Fashion

Denim: Through the Magnum Archive

Rosalind Jana explores the significance of the now-ubiquitous fabric that has clothed movie stars, rebels, radicals and activists alike

Magnum Photographers

Bruce Gilden The bare backs of men walking down the street, casting shadows on the people in front of them. Coney Island, NYC, USA. 1976. © Bruce Gilden | Magnum Photos

As part of a new series delving into the Magnum archive, exploring its decades of documentation of vernacular style around the world, fashion writer Rosalind Jana first tackles denim. Once a visual social marker of the rural or industrial worker, then of the rebels and radicals of the 50s and 60s, before finally becoming a mainstream and ultimately a firmly quotidian material, here we explore denim through the work of Magnum photographers.

Denim is an intriguing fabric.

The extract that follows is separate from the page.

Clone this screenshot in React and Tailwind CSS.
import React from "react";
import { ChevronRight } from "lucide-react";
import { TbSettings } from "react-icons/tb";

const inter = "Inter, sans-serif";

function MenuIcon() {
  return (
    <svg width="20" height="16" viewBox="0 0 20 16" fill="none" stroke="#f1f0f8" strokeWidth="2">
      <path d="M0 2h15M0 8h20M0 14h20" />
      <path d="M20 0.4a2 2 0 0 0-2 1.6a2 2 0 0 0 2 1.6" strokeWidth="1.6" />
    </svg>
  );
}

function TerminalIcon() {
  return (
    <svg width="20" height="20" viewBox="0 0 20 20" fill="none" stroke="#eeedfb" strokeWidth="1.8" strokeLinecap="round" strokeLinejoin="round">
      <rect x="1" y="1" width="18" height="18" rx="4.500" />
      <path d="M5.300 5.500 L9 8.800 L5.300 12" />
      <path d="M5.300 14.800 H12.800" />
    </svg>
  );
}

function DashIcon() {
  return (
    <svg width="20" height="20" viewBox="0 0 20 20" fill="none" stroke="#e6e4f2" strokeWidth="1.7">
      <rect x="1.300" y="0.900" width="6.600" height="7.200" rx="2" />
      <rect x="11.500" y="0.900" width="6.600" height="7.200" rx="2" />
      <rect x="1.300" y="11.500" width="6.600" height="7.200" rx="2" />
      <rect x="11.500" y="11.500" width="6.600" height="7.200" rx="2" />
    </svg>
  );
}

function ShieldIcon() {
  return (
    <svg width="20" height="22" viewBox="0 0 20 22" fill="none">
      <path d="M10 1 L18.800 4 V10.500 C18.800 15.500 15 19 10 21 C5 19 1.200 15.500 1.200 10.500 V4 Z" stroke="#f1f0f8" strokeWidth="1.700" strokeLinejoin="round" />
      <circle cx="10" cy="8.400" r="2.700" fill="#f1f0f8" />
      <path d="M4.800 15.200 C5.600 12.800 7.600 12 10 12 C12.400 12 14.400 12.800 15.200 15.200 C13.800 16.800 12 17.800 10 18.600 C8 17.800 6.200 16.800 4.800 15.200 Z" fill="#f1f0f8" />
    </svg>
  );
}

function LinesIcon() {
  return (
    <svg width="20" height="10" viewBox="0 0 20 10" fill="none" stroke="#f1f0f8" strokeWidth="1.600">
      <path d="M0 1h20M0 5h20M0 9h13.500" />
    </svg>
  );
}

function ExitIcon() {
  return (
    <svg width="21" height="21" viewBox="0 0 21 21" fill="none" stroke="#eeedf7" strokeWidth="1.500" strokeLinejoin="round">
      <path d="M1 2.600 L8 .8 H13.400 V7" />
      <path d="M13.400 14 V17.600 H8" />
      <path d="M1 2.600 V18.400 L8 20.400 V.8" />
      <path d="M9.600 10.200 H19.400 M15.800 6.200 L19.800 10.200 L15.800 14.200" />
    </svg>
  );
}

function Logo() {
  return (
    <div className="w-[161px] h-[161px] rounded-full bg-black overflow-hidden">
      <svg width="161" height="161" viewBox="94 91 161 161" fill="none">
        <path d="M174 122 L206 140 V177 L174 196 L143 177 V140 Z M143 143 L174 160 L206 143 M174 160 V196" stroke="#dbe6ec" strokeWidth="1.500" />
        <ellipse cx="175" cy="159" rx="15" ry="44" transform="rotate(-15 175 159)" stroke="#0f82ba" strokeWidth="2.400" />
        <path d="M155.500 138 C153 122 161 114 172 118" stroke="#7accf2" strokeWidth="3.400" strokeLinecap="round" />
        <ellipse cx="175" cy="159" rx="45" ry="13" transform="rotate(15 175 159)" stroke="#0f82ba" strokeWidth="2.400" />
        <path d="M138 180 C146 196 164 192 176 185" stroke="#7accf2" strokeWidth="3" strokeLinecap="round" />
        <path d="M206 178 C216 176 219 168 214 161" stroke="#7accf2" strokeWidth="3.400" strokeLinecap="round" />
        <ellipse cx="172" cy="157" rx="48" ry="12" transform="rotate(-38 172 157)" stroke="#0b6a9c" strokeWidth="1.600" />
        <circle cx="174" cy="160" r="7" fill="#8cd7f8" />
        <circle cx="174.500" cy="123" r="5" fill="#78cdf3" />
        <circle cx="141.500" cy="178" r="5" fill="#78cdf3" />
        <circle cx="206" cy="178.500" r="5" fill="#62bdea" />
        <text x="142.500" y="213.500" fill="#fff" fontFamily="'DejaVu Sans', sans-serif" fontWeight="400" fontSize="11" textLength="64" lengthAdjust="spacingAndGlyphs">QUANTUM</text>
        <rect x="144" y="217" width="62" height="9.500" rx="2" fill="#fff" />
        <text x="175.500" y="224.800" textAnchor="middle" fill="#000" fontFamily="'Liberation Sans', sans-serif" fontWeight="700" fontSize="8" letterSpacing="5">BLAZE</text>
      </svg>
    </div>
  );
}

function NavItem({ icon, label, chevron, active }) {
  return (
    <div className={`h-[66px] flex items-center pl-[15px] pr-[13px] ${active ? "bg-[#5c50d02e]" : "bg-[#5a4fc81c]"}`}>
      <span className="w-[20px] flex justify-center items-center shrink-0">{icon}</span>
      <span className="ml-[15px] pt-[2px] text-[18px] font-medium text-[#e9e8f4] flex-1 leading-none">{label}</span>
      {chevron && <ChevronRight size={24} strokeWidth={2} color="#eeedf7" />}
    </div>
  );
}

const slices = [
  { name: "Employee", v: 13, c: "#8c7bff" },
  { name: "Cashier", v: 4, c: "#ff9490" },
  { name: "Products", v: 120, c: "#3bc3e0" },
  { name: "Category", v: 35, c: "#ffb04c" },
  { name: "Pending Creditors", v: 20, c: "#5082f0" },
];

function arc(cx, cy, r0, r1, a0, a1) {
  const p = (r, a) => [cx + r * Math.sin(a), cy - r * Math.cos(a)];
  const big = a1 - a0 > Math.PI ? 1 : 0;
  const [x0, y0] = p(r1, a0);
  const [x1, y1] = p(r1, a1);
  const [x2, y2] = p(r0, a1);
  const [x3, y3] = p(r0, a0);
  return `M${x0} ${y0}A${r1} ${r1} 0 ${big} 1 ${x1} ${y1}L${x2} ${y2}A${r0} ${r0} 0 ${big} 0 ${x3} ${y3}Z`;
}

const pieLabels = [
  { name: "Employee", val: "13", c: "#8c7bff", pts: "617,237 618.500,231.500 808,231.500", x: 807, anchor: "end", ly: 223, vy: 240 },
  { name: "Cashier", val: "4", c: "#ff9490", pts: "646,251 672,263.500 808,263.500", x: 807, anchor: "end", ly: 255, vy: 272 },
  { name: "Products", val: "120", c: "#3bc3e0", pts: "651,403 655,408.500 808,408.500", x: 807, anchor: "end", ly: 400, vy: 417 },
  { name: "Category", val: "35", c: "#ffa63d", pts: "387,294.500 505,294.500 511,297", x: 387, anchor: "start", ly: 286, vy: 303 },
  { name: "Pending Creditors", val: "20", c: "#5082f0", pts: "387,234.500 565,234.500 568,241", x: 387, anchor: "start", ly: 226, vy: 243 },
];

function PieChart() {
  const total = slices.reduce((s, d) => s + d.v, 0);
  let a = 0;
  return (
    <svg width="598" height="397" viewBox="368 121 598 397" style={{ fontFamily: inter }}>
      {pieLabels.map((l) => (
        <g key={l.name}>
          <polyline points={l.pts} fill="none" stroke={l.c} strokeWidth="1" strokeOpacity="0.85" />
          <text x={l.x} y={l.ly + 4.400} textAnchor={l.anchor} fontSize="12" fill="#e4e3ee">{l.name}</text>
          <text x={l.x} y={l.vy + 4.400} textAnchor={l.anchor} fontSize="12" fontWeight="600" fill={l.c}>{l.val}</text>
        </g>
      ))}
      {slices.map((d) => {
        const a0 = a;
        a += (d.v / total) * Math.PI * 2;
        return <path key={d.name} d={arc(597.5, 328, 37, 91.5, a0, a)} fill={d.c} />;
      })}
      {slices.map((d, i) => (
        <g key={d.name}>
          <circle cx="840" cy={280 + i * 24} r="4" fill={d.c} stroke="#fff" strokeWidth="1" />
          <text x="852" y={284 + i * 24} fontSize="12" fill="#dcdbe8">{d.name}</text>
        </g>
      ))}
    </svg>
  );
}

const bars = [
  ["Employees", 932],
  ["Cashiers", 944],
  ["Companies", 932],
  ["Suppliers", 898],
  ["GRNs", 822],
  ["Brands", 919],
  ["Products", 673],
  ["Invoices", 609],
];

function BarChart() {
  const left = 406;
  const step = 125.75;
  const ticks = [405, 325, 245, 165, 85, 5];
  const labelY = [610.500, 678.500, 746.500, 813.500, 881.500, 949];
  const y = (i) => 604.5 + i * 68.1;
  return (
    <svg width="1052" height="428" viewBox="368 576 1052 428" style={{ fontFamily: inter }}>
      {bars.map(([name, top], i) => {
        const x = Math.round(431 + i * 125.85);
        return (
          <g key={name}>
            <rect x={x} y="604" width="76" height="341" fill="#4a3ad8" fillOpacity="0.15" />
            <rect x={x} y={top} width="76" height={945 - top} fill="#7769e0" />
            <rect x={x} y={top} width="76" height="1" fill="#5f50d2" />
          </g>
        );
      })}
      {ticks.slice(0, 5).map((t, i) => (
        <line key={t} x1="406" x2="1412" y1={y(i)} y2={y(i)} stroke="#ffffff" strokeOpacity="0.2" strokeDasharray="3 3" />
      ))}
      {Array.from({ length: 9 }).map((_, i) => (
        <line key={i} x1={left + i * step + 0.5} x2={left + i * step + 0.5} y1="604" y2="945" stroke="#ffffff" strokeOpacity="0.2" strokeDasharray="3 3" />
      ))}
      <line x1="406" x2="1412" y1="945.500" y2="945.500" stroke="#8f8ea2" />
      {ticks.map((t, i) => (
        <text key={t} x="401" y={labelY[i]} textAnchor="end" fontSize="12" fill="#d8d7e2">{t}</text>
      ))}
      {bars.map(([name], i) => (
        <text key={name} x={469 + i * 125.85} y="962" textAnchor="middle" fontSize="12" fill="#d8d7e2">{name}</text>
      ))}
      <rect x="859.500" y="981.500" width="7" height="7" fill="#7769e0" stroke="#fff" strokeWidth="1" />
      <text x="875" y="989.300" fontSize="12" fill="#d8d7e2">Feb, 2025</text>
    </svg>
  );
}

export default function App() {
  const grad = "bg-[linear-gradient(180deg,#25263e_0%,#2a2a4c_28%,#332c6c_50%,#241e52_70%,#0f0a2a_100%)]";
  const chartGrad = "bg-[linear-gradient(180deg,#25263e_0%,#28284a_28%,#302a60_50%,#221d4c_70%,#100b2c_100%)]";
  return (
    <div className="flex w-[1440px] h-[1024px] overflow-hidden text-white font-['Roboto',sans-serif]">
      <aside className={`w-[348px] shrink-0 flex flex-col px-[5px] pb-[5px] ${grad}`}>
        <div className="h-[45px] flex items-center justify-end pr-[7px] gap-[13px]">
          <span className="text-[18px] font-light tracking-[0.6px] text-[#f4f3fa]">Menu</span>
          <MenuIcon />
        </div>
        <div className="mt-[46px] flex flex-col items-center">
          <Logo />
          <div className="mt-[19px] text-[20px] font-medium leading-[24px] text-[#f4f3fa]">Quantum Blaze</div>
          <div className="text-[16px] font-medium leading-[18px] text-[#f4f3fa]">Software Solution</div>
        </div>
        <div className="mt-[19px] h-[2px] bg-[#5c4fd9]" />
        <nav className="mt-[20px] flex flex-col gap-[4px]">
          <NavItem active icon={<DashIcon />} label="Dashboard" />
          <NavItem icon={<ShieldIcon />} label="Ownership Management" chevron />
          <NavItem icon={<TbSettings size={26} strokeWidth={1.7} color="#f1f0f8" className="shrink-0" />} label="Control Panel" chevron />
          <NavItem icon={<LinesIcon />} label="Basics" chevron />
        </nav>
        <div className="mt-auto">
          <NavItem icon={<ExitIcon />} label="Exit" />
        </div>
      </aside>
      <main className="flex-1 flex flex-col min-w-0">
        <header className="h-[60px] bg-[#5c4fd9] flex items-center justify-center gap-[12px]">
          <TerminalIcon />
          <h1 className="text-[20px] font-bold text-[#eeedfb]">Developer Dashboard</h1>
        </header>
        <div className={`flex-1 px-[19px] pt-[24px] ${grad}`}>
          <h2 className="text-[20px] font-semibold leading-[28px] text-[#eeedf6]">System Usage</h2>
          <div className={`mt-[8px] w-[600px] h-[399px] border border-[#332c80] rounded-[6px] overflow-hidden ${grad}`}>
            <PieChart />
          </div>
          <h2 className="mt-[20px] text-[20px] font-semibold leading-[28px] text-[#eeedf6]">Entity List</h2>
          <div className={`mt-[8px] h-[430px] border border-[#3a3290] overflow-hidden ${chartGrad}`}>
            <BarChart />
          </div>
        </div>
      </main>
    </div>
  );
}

One that, it’s been estimated, nearly half of the world’s population is wearing at any one time (in the form of blue jeans). A highly durable cotton twill weave, its origins apparently lie in a material manufactured in Nimes, France: our modern word potentially springing from the French “Serge de Nimes”. However, there are other etymological considerations at play. The term ‘jeans’ seems to originate from another fabric in Genoa, Italy, comprised of a mixture of cotton and wool. One that had been around since at least the 17th Century.

Whichever way, the textile’s complex European origins are often overshadowed by a classic tale of the American Dream. During the Californian gold-rush, businessman Levi Strauss and tailor Jacob Davis joined forces to create and patent a world-shifting design in 1873: rivet-strengthened denim trousers, ideal for miners whose work-wear kept falling apart. Known at first as overalls (the word ‘jeans’ wasn’t used by Levi’s until 1960), they exploded in popularity, with other producers muscling in to create their own designs when the patent expired in 1890.

Constantine Manos Venice Beach, California, USA. 1993. From the book "American Color”. © Constantine Manos | Magnum Photos

It was over the course of the twentieth century, however, that denim’s allure grew expansively among the wider population – helped along the way by Hollywood. From cladding the legs of cowboys in 1930s Westerns to making post-war ripples in the 1950s on Marlon Brando in The Wild One, James Dean in Rebel Without a Cause, and Marilyn Monroe in River of No Return (and later, The Misfits), jeans began to accumulate a variety of meanings: symbolizing something rugged, rebellious, and increasingly sexy.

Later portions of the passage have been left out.